How Lanas Began
Three years ago, I didn’t plan to start a soap business. I just wanted my skin to stop burning every time I washed my hands. Everything on the shelves said “moisturizing” or “gentle,” but it was all perfume and chemicals. So, I did what most stubborn people do when they can’t find what they need — I decided to make it myself.
I bought a basic soap-making kit, read every label I could find, and ruined my first two batches. One never hardened, the other smelled like burnt coconut. But when the third batch finally cured — a simple olive oil and shea butter bar — it felt different. It didn’t leave my skin tight or itchy. It just… worked.
That small success turned into a quiet obsession. My kitchen became a lab of oils, herbs, and essential oils. I learned how each ingredient behaved: how coconut oil gave bubbles, how oatmeal soothed, how clays added color without dye. What started as a weekend project became a routine of early mornings pouring soap and late nights wrapping bars.

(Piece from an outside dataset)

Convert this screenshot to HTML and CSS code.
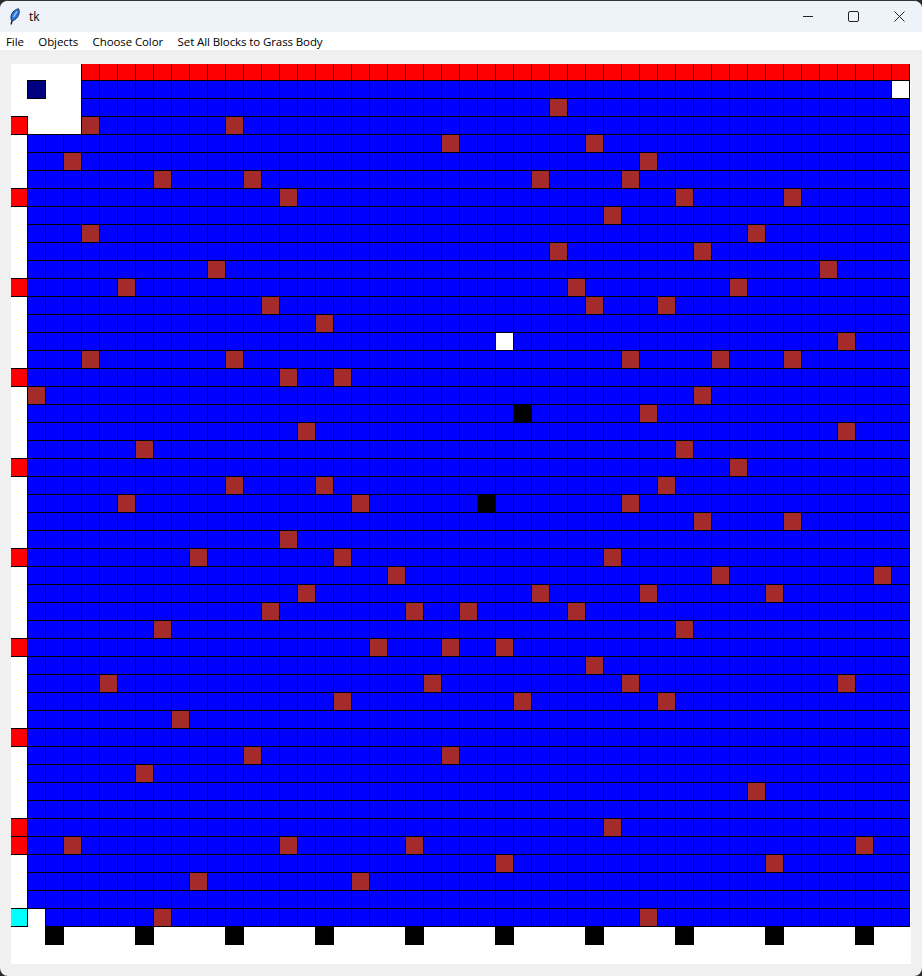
FILE: index.html
```html
<!DOCTYPE html>
<html lang="en">
<head>
    <meta charset="UTF-8">
    <meta name="viewport" content="width=device-width, initial-scale=1.0">
    <title>tk</title>
    <link rel="stylesheet" href="styles.css">
</head>
<body>
    <div class="window">
        <div class="titlebar">
            <svg class="app-icon" width="16" height="18" viewBox="0 0 16 18">
                <path d="M4 16.5 L6 10" stroke="#1a1a1a" stroke-width="1.3" fill="none"/>
                <path d="M5 13 C2 8.5 5.5 2 11.5 0.7 C13.5 4 11.5 11 5 13 Z" fill="#2a78dc" stroke="#17375f" stroke-width="1"/>
                <path d="M6.5 9 L10 3.5" stroke="#a9d2ff" stroke-width="1.2" fill="none"/>
            </svg>
            <span class="title">tk</span>
            <div class="win-buttons">
                <div class="win-btn">
                    <svg width="12" height="11" viewBox="0 0 12 11"><path d="M2 5.5 H12" stroke="#222" stroke-width="1"/></svg>
                </div>
                <div class="win-btn">
                    <svg width="12" height="11" viewBox="0 0 12 11"><rect x="1.5" y="0.5" width="10" height="10" rx="1.5" fill="none" stroke="#222" stroke-width="1"/></svg>
                </div>
                <div class="win-btn">
                    <svg width="12" height="11" viewBox="0 0 12 11"><path d="M1.5 0.5 L11.5 10.5 M11.5 0.5 L1.5 10.5" stroke="#222" stroke-width="1"/></svg>
                </div>
            </div>
        </div>
        <div class="menubar">
            <span class="menu-item">File</span>
            <span class="menu-item">Objects</span>
            <span class="menu-item">Choose Color</span>
            <span class="menu-item">Set All Blocks to Grass Body</span>
        </div>
        <div class="content">
            <div class="board">
                <div id="grid" class="grid"></div>
            </div>
        </div>
    </div>
    <script src="script.js"></script>
</body>
</html>
```

FILE: styles.css
```css
html, body {
    margin: 0;
    padding: 0;
    background-color: #2b2b2b;
}
.window {
    width: 922px;
    height: 976px;
    box-sizing: border-box;
    border-top: 1px solid #333;
    border-radius: 8px;
    overflow: hidden;
    display: flex;
    flex-direction: column;
    background-color: #f0f0f0;
    font-family: "Open Sans", "Noto Sans", sans-serif;
    color: #000;
}
.titlebar {
    height: 31px;
    display: flex;
    align-items: center;
    background-color: #eef2f9;
    font-size: 12px;
}
.app-icon {
    margin-left: 7px;
}
.title {
    margin-left: 6px;
    flex: 1;
}
.win-buttons {
    display: flex;
}
.win-btn {
    width: 46px;
    height: 31px;
    display: flex;
    align-items: center;
    justify-content: center;
}
.menubar {
    height: 18px;
    display: flex;
    align-items: center;
    padding-left: 6px;
    gap: 14.5px;
    background-color: #fff;
    font-size: 11.5px;
    letter-spacing: -0.1px;
}
.content {
    flex: 1;
    padding: 14px 0 0 11px;
}
.board {
    width: 900px;
    height: 900px;
    overflow: hidden;
    background-color: #fff;
}
.grid {
    display: grid;
    grid-template-columns: repeat(50, 18px);
    grid-auto-rows: 18px;
    margin: -2px 0 0 -2px;
}
.cell {
    width: 19px;
    height: 19px;
    box-sizing: border-box;
    border: 1px solid #000;
}
.empty {
    border: none;
}
.water {
    background-color: #00f;
}
.brick {
    background-color: #a52a2a;
}
.lava {
    background-color: #f00;
}
.snow {
    background-color: #fff;
}
.coal {
    background-color: #000;
}
.player {
    background-color: #000080;
}
.spawn {
    background-color: #0ff;
}
```

FILE: script.js
```js
document.addEventListener('DOMContentLoaded', function() {
    const COLS = 50;
    const ROWS = 49;

    // brown blocks, row number -> columns
    const bricks = {
        2: [30], 3: [4, 12], 4: [24, 32], 5: [3, 35], 6: [8, 13, 29, 34],
        7: [15, 37, 43], 8: [33], 9: [4, 41], 10: [30, 38], 11: [11, 45],
        12: [6, 31, 40], 13: [14, 32, 36], 14: [17], 15: [46],
        16: [4, 12, 34, 39, 43], 17: [15, 18], 18: [1, 38], 19: [35],
        20: [16, 46], 21: [7, 37], 22: [40], 23: [12, 17, 36],
        24: [6, 19, 34], 25: [38, 43], 26: [15], 27: [10, 18, 33],
        28: [21, 39, 48], 29: [16, 29, 35, 42], 30: [14, 22, 25, 31],
        31: [8, 37], 32: [20, 24, 27], 33: [32], 34: [5, 23, 34, 46],
        35: [18, 28, 36], 36: [9], 38: [13, 24], 39: [7], 40: [41],
        42: [33], 43: [3, 15, 22, 47], 44: [27, 42], 45: [10, 19],
        47: [8, 35]
    };
    const leftRed = [3, 7, 12, 17, 22, 27, 32, 37, 42, 43];

    function cellType(row, col) {
        if (row === 48) {
            return (col - 2) % 5 === 0 && col >= 2 ? 'coal' : 'empty';
        }
        if (row === 0) return col < 4 ? 'empty' : 'lava';
        if (row === 1 && col === 1) return 'player';
        if (row === 1 && col === 49) return 'snow';
        if (row === 15 && col === 27) return 'snow';
        if (row === 19 && col === 28) return 'coal';
        if (row === 24 && col === 26) return 'coal';
        if (row === 47 && col === 0) return 'spawn';
        if (row === 47 && col === 1) return 'empty';
        if (col === 0) return leftRed.includes(row) ? 'lava' : 'empty';
        if (row < 4 && col < 4) return 'empty';
        if (bricks[row] && bricks[row].includes(col)) return 'brick';
        return 'water';
    }

    const grid = document.getElementById('grid');
    for (let row = 0; row < ROWS; row++) {
        for (let col = 0; col < COLS; col++) {
            const cell = document.createElement('div');
            cell.className = 'cell ' + cellType(row, col);
            grid.appendChild(cell);
        }
    }
});
```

Friends started asking for bars. Then friends of friends. Then people I didn’t even know. I’d get messages saying things like, “This soap actually helped my eczema,” or “It smells like calm.” That’s when I realized I wasn’t just making soap anymore — I was making something that people genuinely needed.
So I built Lanas — named for simplicity and softness, the kind of name that feels like a breath out. It’s still a small workshop, still run by hand. Every bar is poured, cut, and wrapped by me. No shortcuts, no synthetic fillers, just the old-fashioned method that takes time but gives back quality.
What I’ve learned in three years is that good soap doesn’t just clean; it respects the skin that carries you through life. It’s a small thing, but it matters.
And that’s why I still do it — batch after batch, scent after scent, hoping every bar makes someone’s day a little softer.